• [Supplied data]:
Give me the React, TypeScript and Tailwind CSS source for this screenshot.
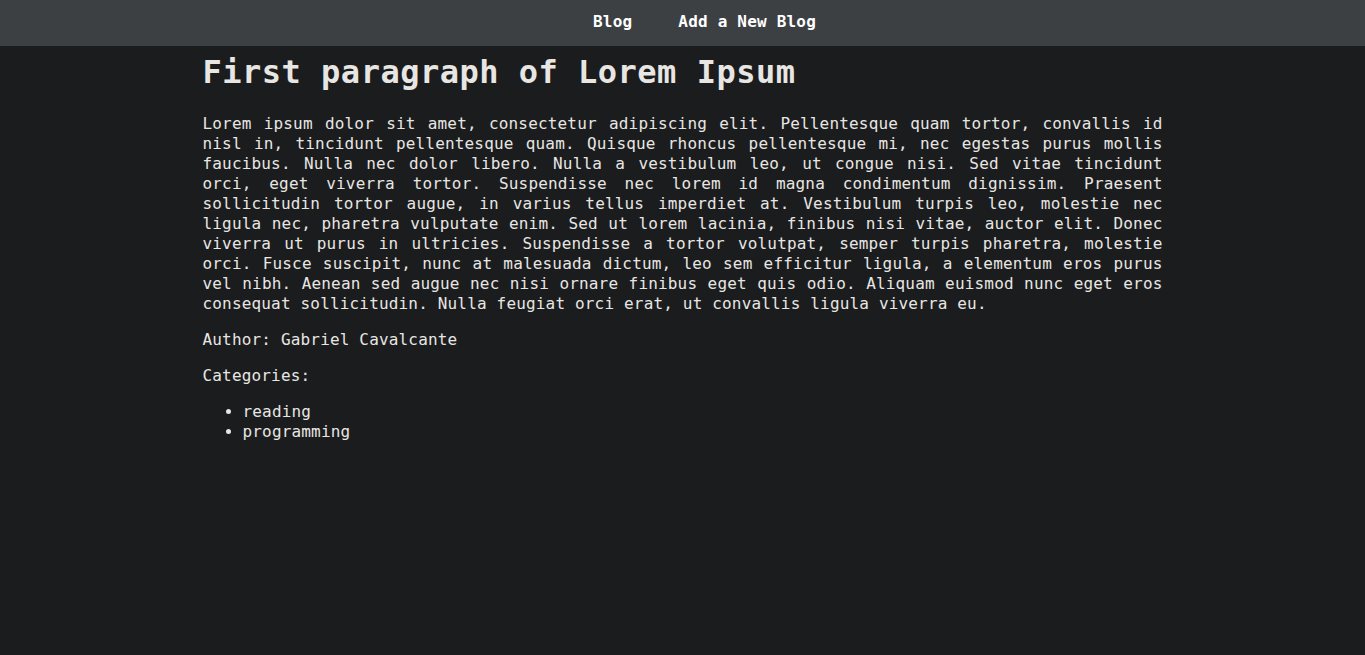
import React from 'react';

const paragraph =
  'Lorem ipsum dolor sit amet, consectetur adipiscing elit. Pellentesque quam tortor, convallis id nisl in, tincidunt pellentesque quam. Quisque rhoncus pellentesque mi, nec egestas purus mollis faucibus. Nulla nec dolor libero. Nulla a vestibulum leo, ut congue nisi. Sed vitae tincidunt orci, eget viverra tortor. Suspendisse nec lorem id magna condimentum dignissim. Praesent sollicitudin tortor augue, in varius tellus imperdiet at. Vestibulum turpis leo, molestie nec ligula nec, pharetra vulputate enim. Sed ut lorem lacinia, finibus nisi vitae, auctor elit. Donec viverra ut purus in ultricies. Suspendisse a tortor volutpat, semper turpis pharetra, molestie orci. Fusce suscipit, nunc at malesuada dictum, leo sem efficitur ligula, a elementum eros purus vel nibh. Aenean sed augue nec nisi ornare finibus eget quis odio. Aliquam euismod nunc eget eros consequat sollicitudin. Nulla feugiat orci erat, ut convallis ligula viverra eu.';

export default function App() {
  const categories = ['reading', 'programming'];

  return (
    <div className="min-h-screen bg-[#1b1c1e] text-[#e8e6e3] font-['DejaVu_Sans_Mono','Liberation_Mono',monospace]">
      {/* top nav */}
      <nav className="h-[46px] bg-[#3d4043] flex items-center justify-center pb-[2px]">
        <a className="ml-[44px] text-[16px] tracking-[0.2px] font-semibold text-white">Blog</a>
        <a className="ml-[46px] text-[16px] tracking-[0.2px] font-semibold text-white">Add a New Blog</a>
      </nav>

      <main className="w-[960px] mx-auto text-[16px] tracking-[0.17px] leading-5">
        <h1 className="pt-[7px] text-[32px] leading-[38px] font-bold tracking-[0.5px]">
          First paragraph of Lorem Ipsum
        </h1>
        <p className="mt-[23px] text-justify">{paragraph}</p>
        <p className="mt-4">Author: Gabriel Cavalcante</p>
        <p className="mt-4">Categories:</p>
        <ul className="mt-4 pl-10 list-disc">
          {categories.map((c) => (
            <li key={c}>{c}</li>
          ))}
        </ul>
      </main>
    </div>
  );
}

• [Set task]: Skip the images and write out the rest of the listing exactly.

• [Full response]:
Give me the React, TypeScript and Tailwind CSS source for this screenshot.
import React from 'react';

const paragraph =
  'Lorem ipsum dolor sit amet, consectetur adipiscing elit. Pellentesque quam tortor, convallis id nisl in, tincidunt pellentesque quam. Quisque rhoncus pellentesque mi, nec egestas purus mollis faucibus. Nulla nec dolor libero. Nulla a vestibulum leo, ut congue nisi. Sed vitae tincidunt orci, eget viverra tortor. Suspendisse nec lorem id magna condimentum dignissim. Praesent sollicitudin tortor augue, in varius tellus imperdiet at. Vestibulum turpis leo, molestie nec ligula nec, pharetra vulputate enim. Sed ut lorem lacinia, finibus nisi vitae, auctor elit. Donec viverra ut purus in ultricies. Suspendisse a tortor volutpat, semper turpis pharetra, molestie orci. Fusce suscipit, nunc at malesuada dictum, leo sem efficitur ligula, a elementum eros purus vel nibh. Aenean sed augue nec nisi ornare finibus eget quis odio. Aliquam euismod nunc eget eros consequat sollicitudin. Nulla feugiat orci erat, ut convallis ligula viverra eu.';

export default function App() {
  const categories = ['reading', 'programming'];

  return (
    <div className="min-h-screen bg-[#1b1c1e] text-[#e8e6e3] font-['DejaVu_Sans_Mono','Liberation_Mono',monospace]">
      {/* top nav */}
      <nav className="h-[46px] bg-[#3d4043] flex items-center justify-center pb-[2px]">
        <a className="ml-[44px] text-[16px] tracking-[0.2px] font-semibold text-white">Blog</a>
        <a className="ml-[46px] text-[16px] tracking-[0.2px] font-semibold text-white">Add a New Blog</a>
      </nav>

      <main className="w-[960px] mx-auto text-[16px] tracking-[0.17px] leading-5">
        <h1 className="pt-[7px] text-[32px] leading-[38px] font-bold tracking-[0.5px]">
          First paragraph of Lorem Ipsum
        </h1>
        <p className="mt-[23px] text-justify">{paragraph}</p>
        <p className="mt-4">Author: Gabriel Cavalcante</p>
        <p className="mt-4">Categories:</p>
        <ul className="mt-4 pl-10 list-disc">
          {categories.map((c) => (
            <li key={c}>{c}</li>
          ))}
        </ul>
      </main>
    </div>
  );
}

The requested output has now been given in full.